We all knew what needed to be done.

‘One last effort,’ said Mick quietly.

There was a relief in us all, waiting just on the other side of the door. We were so close to achieving our target. But there was also a sense of loss that the spirit that had carried us through
so many dangerous situations could not last for ever.

Of course, the five of us would stay in touch and see one another whenever we could, and we would regularly look back and laugh, and feel proud of what we had done; yet the reality was that as
soon as we touched British soil, the precious magic we all felt so intensely would begin to disappear.

That is just how it is.

‘I’d love to helm this first bit, if that’s all right?’ Charlie asked. The night was glorious, and he took the wheel.

There was scarcely a breath of wind on the water, and the moon was reflected on the still harbour water around us. We untied the ropes and quietly left the Faroes.

We had decided to leave at 3 a.m. because the early departure meant we would reach Scotland in daylight, and therefore would actually be able to see the end of our expedition. Which would be
nice!

In fact, we had originally planned to leave even earlier but Force Six and Seven winds had been blowing through the area to our south and our meteorologist, Mike Town, suggested we should wait
until they had passed. We hoped they now had. Still determined to minimize any risks, we waited until the hour he suggested.

The few flickering lights of Thorshavn, the small town in the Faroes, were soon receding into the distance. We were yet again leaving behind people who had been incredibly kind and generous.
What was it about these maritime communities that always made their reception of us so warm? It had become such a feature of this expedition: arriving in isolated communities as total strangers,
and leaving as friends.

While we had been refuelling the previous evening, people had approached the boat freely, chatting, many of them just wanting to touch the tubes and wish us well; and in Thorshavn, as in so many
other remote places we had been, they had wished us ‘calm seas and God’s speed’.
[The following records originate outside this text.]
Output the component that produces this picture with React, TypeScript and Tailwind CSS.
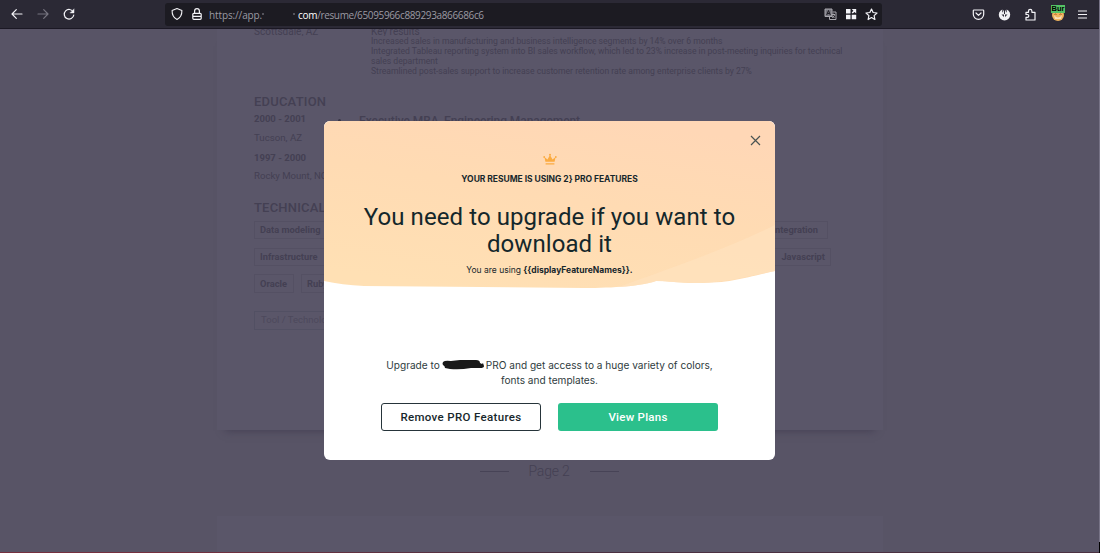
import type { ReactNode } from "react";

function BrowserBar() {
  return (
    <header className="flex h-[29px] shrink-0 items-center border-b border-[#1b1824] bg-[#2b2935] text-[#f4f4f8]">
      <div className="flex w-[165px] items-center pl-[10px]">
        <svg width="14" height="14" viewBox="0 0 14 14" fill="none" stroke="currentColor" strokeWidth="1.2" strokeLinecap="round" strokeLinejoin="round">
          <path d="M12 7H2.2M6.3 2.7 2 7l4.3 4.3" />
        </svg>
        <svg className="ml-[12px] text-[#777580]" width="14" height="14" viewBox="0 0 14 14" fill="none" stroke="currentColor" strokeWidth="1.2" strokeLinecap="round" strokeLinejoin="round">
          <path d="M2 7h9.8M7.7 2.7 12 7l-4.3 4.3" />
        </svg>
        <svg className="ml-[12px]" width="14" height="14" viewBox="0 0 14 14" fill="none" stroke="currentColor" strokeWidth="1.2" strokeLinecap="round">
          <path d="M11.3 5A4.8 4.8 0 1 0 11.8 8" />
          <path d="M12 2.2v3.7H8.3z" fill="currentColor" strokeWidth=".5" strokeLinejoin="round" />
        </svg>
      </div>
      <div className="flex h-[23px] w-[717px] items-center rounded-[3px] bg-[#1c1b22]">
        <svg className="ml-[5px]" width="14" height="14" viewBox="0 0 14 14" fill="none" stroke="currentColor" strokeWidth="1.1" strokeLinejoin="round">
          <path d="M7 1.6 11.9 3.4c.1 4-1.2 7.2-4.9 9C3.3 10.6 2 7.4 2.1 3.4z" />
        </svg>
        <svg className="ml-[6px]" width="14" height="14" viewBox="0 0 14 14" fill="none" stroke="currentColor" strokeWidth="1.2" strokeLinejoin="round">
          <rect x="2.8" y="6.3" width="8.4" height="6" rx="1" />
          <path d="M4.6 6V4a2.4 2.4 0 0 1 4.8 0v2M3 9.3h8" />
        </svg>
        <div className="ml-[5px] flex w-[605px] items-center whitespace-nowrap pt-px font-['Open_Sans',sans-serif] text-[10px] leading-[14px] text-[#9b9aa2]">
          <span className="w-[53px] tracking-[-0.12px]">https://app.</span>
          <span className="w-[36px] text-[8px]">
            <span className="inline-block size-[2px] -translate-y-[3px] bg-[#55545c]" />
            <span className="ml-[29px] inline-block size-[2px] -translate-y-[3px] bg-[#55545c]" />
          </span>
          <span className="tracking-[-0.3px] text-white">com</span>
          <span className="tracking-[-0.36px]">/resume/65095966c889293a866686c6</span>
        </div>
        <svg className="ml-[10px]" width="13" height="13" viewBox="0 0 13 13" fill="none" stroke="#aaa9af" strokeWidth="1">
          <path d="M1 1h7v7.5H1z" fill="#77767e" />
          <path d="m2.7 7 1.8-4.5L6.3 7M3.3 5.5h2.4" stroke="#1c1b22" />
          <path d="M8.5 4H12v7.5H5.5V9M7.5 6.5h3.5M9.2 5.5v1M10.5 6.5c0 1.5-1 2.5-2.5 3M8 7.5c.5 1 1.3 1.5 2.5 2" />
        </svg>
        <svg className="ml-[8px]" width="12" height="12" viewBox="0 0 12 12" fill="currentColor">
          <path d="M1 1h4.5v4.5H1zM1 6.7h4.5v4.5H1zM6.7 6.7h4.5v4.5H6.7zM6.7 1h4.5v4.5L9.6 3.9 7.7 5.5 6.7 4.5l1.7-1.7z" />
        </svg>
        <svg className="ml-[8px]" width="13" height="13" viewBox="0 0 13 13" fill="none" stroke="currentColor" strokeWidth="1.2" strokeLinejoin="round">
          <path d="m6.5 1 1.6 3.5 3.9.5-2.9 2.6.8 3.9-3.4-2-3.4 2 .8-3.9L1 5l3.9-.5z" />
        </svg>
      </div>
      <div className="flex flex-1 items-center">
        <svg className="ml-[90px]" width="13" height="13" viewBox="0 0 13 13" fill="none" stroke="currentColor" strokeWidth="1.2" strokeLinecap="round" strokeLinejoin="round">
          <path d="M2 2h9q.7 0 .7.7V6.3a5.2 5 0 0 1-10.4 0V2.7Q1.3 2 2 2zM4 5l2.5 2.4L9 5" />
        </svg>
        <svg className="ml-[13px]" width="13" height="13" viewBox="0 0 13 13">
          <circle cx="6.5" cy="6.7" r="5.7" fill="#f0f0f3" />
          <path d="M4.3 0h4.4v4.3H7.9V2.5H7V6H6V2.500H5.100V4.300H4.300zM3.500 6.500H6V9zM9.500 6.500H7V9z" fill="#2b2935" />
        </svg>
        <svg className="ml-[13px]" width="13" height="13" viewBox="0 0 13 13" fill="none" stroke="currentColor" strokeWidth="1.2" strokeLinejoin="round">
          <path d="M2 4.3h2.5V3a1.7 1.7 0 0 1 3.4 0v1.3H11V12H2V9.3h1.4a1.4 1.4 0 0 0 0-2.8H2z" />
        </svg>
        <div className="relative ml-[14px] h-[20px] w-[14px]">
          <svg className="absolute left-0 top-[4px]" width="14" height="14" viewBox="0 0 14 14">
            <circle cx="7" cy="7" r="6" fill="#efb45d" />
            <path d="M3 7q4 5 8 0l-1 4H4z" fill="#f7dfba" />
            <path d="M3.5 6.5q1-1 2 0M8.5 6.5q1-1 2 0" stroke="#a84e23" fill="none" />
          </svg>
          <span className="absolute left-0 top-px h-[8px] w-[14px] bg-[#55c266] text-center font-['Liberation_Sans',sans-serif] text-[7.5px] font-bold leading-[8px] text-black">Bur</span>
        </div>
        <svg className="ml-[12px]" width="11" height="11" viewBox="0 0 11 11" stroke="currentColor" strokeWidth="1.1">
          <path d="M1 2h9M1 5.5h9M1 9h9" />
        </svg>
      </div>
    </header>
  );
}

function Tag({ children, className }: { children: ReactNode; className: string }) {
  return (
    <div className={`flex h-full items-center whitespace-nowrap border border-[#545063] text-[9.3px] font-bold ${className}`}>
      {children}
    </div>
  );
}

function ResumePage() {
  return (
    <main className="mx-auto h-[401px] w-[666px] shrink-0 bg-[#5a5669] pl-[37px] font-[Roboto,sans-serif] text-[#444053] shadow-[0_9px_8px_-8px_#454154]">
      <div className="flex h-[7px] items-start overflow-hidden text-[10px] leading-[5px]">
        <span className="w-[117px]">Scottsdale, AZ</span>
        <span>Key results</span>
      </div>
      <ul className="ml-[117px] whitespace-nowrap text-[8.6px] leading-[10px]">
        <li>Increased sales in manufacturing and business intelligence segments by 14% over 6 months</li>
        <li>Integrated Tableau reporting system into BI sales workflow, which led to 23% increase in post-meeting inquiries for technical</li>
        <li>sales department</li>
        <li>Streamlined post-sales support to increase customer retention rate among enterprise clients by 27%</li>
      </ul>
      <h2 className="mt-[18px] text-[13px] font-medium leading-[16px] tracking-[0.2px]">EDUCATION</h2>
      <div className="mt-[2px] flex h-[16px] items-center whitespace-nowrap text-[9.5px] font-bold">
        <span className="w-[84px] -translate-y-px">2000 - 2001</span>
        <span className="mr-[18px] size-[3px] rounded-full bg-[#383446]" />
        <span className="translate-y-px text-[12px] font-medium tracking-[-0.07px]">Executive MBA, Engineering Management</span>
      </div>
      <p className="mt-[2px] text-[9.7px] leading-[16px]">Tucson, AZ</p>
      <p className="mt-[4px] text-[9.5px] font-bold leading-[16px]">1997 - 2000</p>
      <p className="mt-[2px] text-[9.6px] leading-[16px]">Rocky Mount, NC</p>
      <h2 className="mt-[16px] text-[13px] font-medium leading-[16px] tracking-[0.2px]">TECHNICAL</h2>
      <div className="mt-[5px] flex h-[18px] justify-between pr-[55px]">
        <Tag className="w-[110px] pl-[5px]">Data modeling</Tag>
        <Tag className="w-[70px] justify-end pr-[9px]">Integration</Tag>
      </div>
      <div className="mt-[9px] flex h-[18px] justify-between pr-[52px]">
        <Tag className="w-[100px] pl-[5px]">Infrastructure</Tag>
        <Tag className="w-[60px] justify-end pr-[5px]">Javascript</Tag>
      </div>
      <div className="mt-[8px] flex h-[19px] gap-[7px]">
        <Tag className="w-[40px] pl-[5px]">Oracle</Tag>
        <Tag className="w-[50px] pl-[5px]">Ruby</Tag>
      </div>
      <div className="mt-[18px] flex h-[19px] w-[120px] items-center border border-[#525063] pl-[6px] text-[9.5px] text-[#4d495c]">Tool / Technology</div>
    </main>
  );
}

function ModalArt() {
  return (
    <svg className="absolute inset-0" width="451" height="180" viewBox="0 0 451 180">
      <defs>
        <linearGradient id="warm" x1="0.25" y1="1" x2="0.7" y2="0">
          <stop offset="0" stopColor="#ffe0b4" />
          <stop offset="0.55" stopColor="#ffdbb3" />
          <stop offset="1" stopColor="#ffd7b6" />
        </linearGradient>
      </defs>
      <path d="M0 0H451V150C420 157 405 163 365 162C350 161 340 160 332 160C318 165 290 167 260 167L40 165Q18 164 0 160Z" fill="url(#warm)" />
      <path d="M451 104C405 127 355 144 295 166Q320 164 332 160C350 161 360 162 375 162C405 161 420 156 451 150Z" fill="#ffe1bd" opacity=".75" />
      <path d="M0 6V0H6Q1 1 0 6M451 6V0H445Q450 1 451 6" fill="white" opacity=".5" />
    </svg>
  );
}

function UpgradeModal() {
  return (
    <section role="dialog" className="absolute left-[324px] top-[121px] h-[339px] w-[451px] overflow-hidden rounded-[6px] bg-white font-[Inter,sans-serif] text-[#17272c]">
      <ModalArt />
      <div className="relative flex h-full flex-col items-center whitespace-nowrap">
        <button aria-label="Close" className="absolute right-[14px] top-[14px] text-[#4a5452]">
          <svg width="11" height="11" viewBox="0 0 11 11" stroke="currentColor" strokeWidth="1.2">
            <path d="m1 1 9 9M10 1 1 10" />
          </svg>
        </button>
        <svg className="mt-[32px]" width="14" height="13" viewBox="0 0 14 13" fill="#fbab40">
          <path d="m2.4 8.8-1-4.8L4.500 6.500 7 2l2.500 4.500L12.600 4l-1 4.800zM2.600 10.200h8.800v1.400H2.600z" />
          <circle cx="1.2" cy="4" r=".9" />
          <circle cx="7" cy="1.8" r="1" />
          <circle cx="12.8" cy="4" r=".9" />
        </svg>
        <p className="mt-[6px] text-[8.5px] font-bold leading-[14px] tracking-[-0.04px]">{"YOUR RESUME IS USING 2} PRO FEATURES"}</p>
        <h1 className="mt-[18px] text-center font-[Roboto,sans-serif] text-[24px] font-normal leading-[27px] tracking-[0.08px] text-[#14272b]">
          You need to upgrade if you want to<br />download it
        </h1>
        <p className="mt-[5px] text-[8.5px] leading-[14px]">You are using <b className="font-bold">{"{{displayFeatureNames}}"}.</b></p>
        <div className="mt-[81px] text-[10.1px] leading-[14.5px] text-[#2f3c40]">
          <p className="flex items-center">
            Upgrade to
            <svg className="mx-[2px]" width="42" height="12" viewBox="0 0 42 12" fill="#191919">
              <path d="M1 3Q3 1 9 2L18 1 34 1Q38 1 38 4L40 5 41 4 42 7Q42 9 38 9L29 9Q18 11 8 10L3 9Q3 7 1 6Q0 5 1 3Z" />
            </svg>
            PRO and get access to a huge variety of colors,
          </p>
          <p className="text-center">fonts and templates.</p>
        </div>
        <div className="mt-[16px] flex gap-[17px] font-[Roboto,sans-serif] text-[11.5px] font-medium">
          <button className="h-[28px] w-[160px] rounded-[3px] border border-[#26343a] bg-white pt-px tracking-[0.34px]">Remove PRO Features</button>
          <button className="h-[28px] w-[160px] rounded-[3px] bg-[#2bc08c] pt-px tracking-[0.25px] text-white">View Plans</button>
        </div>
      </div>
    </section>
  );
}

export default function App() {
  return (
    <div className="relative flex h-[553px] w-[1100px] flex-col overflow-hidden bg-[#585466]">
      <BrowserBar />
      <ResumePage />
      <div className="mt-[32px] flex h-[18px] items-center justify-center gap-[20px] pr-[2px] font-[Roboto,sans-serif] text-[14px] font-light text-[#444053]">
        <span className="h-px w-[29px] bg-[#474356]" />
        <span className="w-[41px] whitespace-nowrap text-center tracking-[-0.2px]">Page 2</span>
        <span className="h-px w-[29px] bg-[#474356]" />
      </div>
      <div className="mx-auto mt-[36px] h-[36px] w-[666px] shrink-0 bg-[#5a5669]" />
      <div className="h-px shrink-0 bg-linear-to-r from-[#752f3e] from-15% to-[#4b3041] to-50%" />
      <div className="absolute right-0 top-0 h-[542px] w-px bg-[#777386]" />
      <div className="absolute bottom-0 right-0 h-[11px] w-px bg-black" />
      <UpgradeModal />
    </div>
  );
}
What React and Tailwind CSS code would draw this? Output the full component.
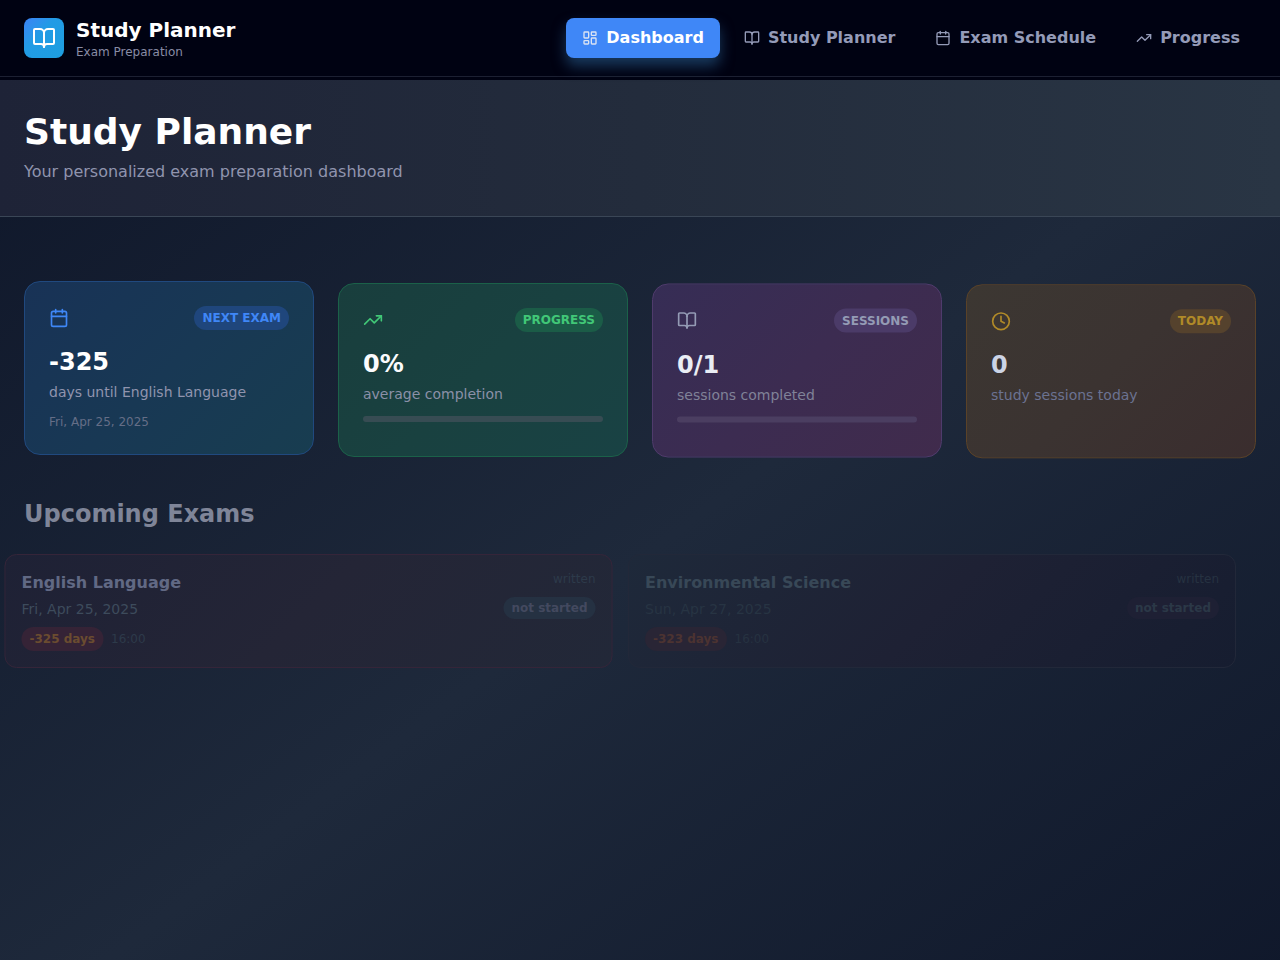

But above everything, they all seemed to have time . . . time for us, time for themselves, time just to be.

That is what I hunger for: space, the time just to sit and be. The freedom from the rush, the little moments, the ones that we so often overlook and miss, even forget exist.

In supposedly more developed parts of the world, we have so little patience. We want it all, and we want it now. We rush from one thing to the next. We have no time for what really matters, and
our lives become a blur. How often do I struggle to remember what I did yesterday, let alone last week? That’s terrible, really.

‘So are you busy at the moment?’ We hear it the whole time, as if to be busy is something we should strive for. A friendly everyday question, but it speaks volumes. I think we are
all so busy that we lose touch with who we really are.

‘The heart of a man is like deep water,’ I once read. No wonder so many of us struggle with our identity. We are too busy to find it, too busy to listen to those deep waters.

Those men and women in Labrador who told us to stay in port had tried to warn us and protect us from the northerly winds we eventually ran into. But we had rushed ahead.

Perhaps I should have listened more.

On two occasions on the expedition, in St Mary’s and then again in Nanortalik, we had rushed, and so nearly fallen.

We were powering
ahead by the time dawn burst over the eastern horizon, reaching 22 knots in a following sea. It was just before 5 a.m. We were homeward bound and
gradually starting to believe we would make it. I took the Dictaphone and carefully made my way to the foredeck . . .

It’s all looking fine. The forecasters predicted a following sea and good conditions, and that’s what we have got. High winds have passed through this area now and
all that remains are the cresting, driving waves behind us – the remnants of that bad weather. And the boat feels alive. She has been amazing. She feels somehow stronger now, as if forged
by the wild seas to our north, so far behind us. I don’t want to leave her. She did everything we ever asked of her, and I can’t stop remembering that night at the start of the Boat
Show back in January, where on my own I stroked her hull and prayed we would come through this together.

And she has never faltered.

I’m sitting at the bow of the boat, on my own, and the sun is shining more strongly than at any other stage of the expedition. The sea is rolling with us, and the boat is eating it
up.

The guys have been brilliant as well. I think it’s very rare to ask four mates to risk their lives alongside you for no reward except the bonds you create together in the hard times. To
see those same men come up with the sort of courage and quiet fortitude I saw in them during those two terrifying storms is special. They have truly impressed me. They have risked everything over
the past few weeks, and they have all over-delivered, and proved themselves stronger than I reckon they ever knew. That’s a good thing to discover.

I received a message last night saying that I have been asked to appear on David Frost’s Sunday-morning programme this week, but, as I sit here now, that kind of thing seems a million
miles away. To be honest, I would prefer to be here with these guys, away from the bright lights of that weird world.

Deep down, all of us are dying to see Scotland. It’s all we ever talk about.

My hour at the helm followed soon afterwards, and for most of the time my eyes seemed to dart from the seas ahead to the dial that indicated the number of nautical miles remaining on the leg,
and I was lucky enough to be watching the dial when it ticked down from 100 to 99 miles. Charlie took the helm after me, and he seemed to be making good progress when Nige leaned forward and stared
intently at the small screen on the console. The small arrow indicated the direction in which we were moving, and it was pointing 180 degrees the wrong way.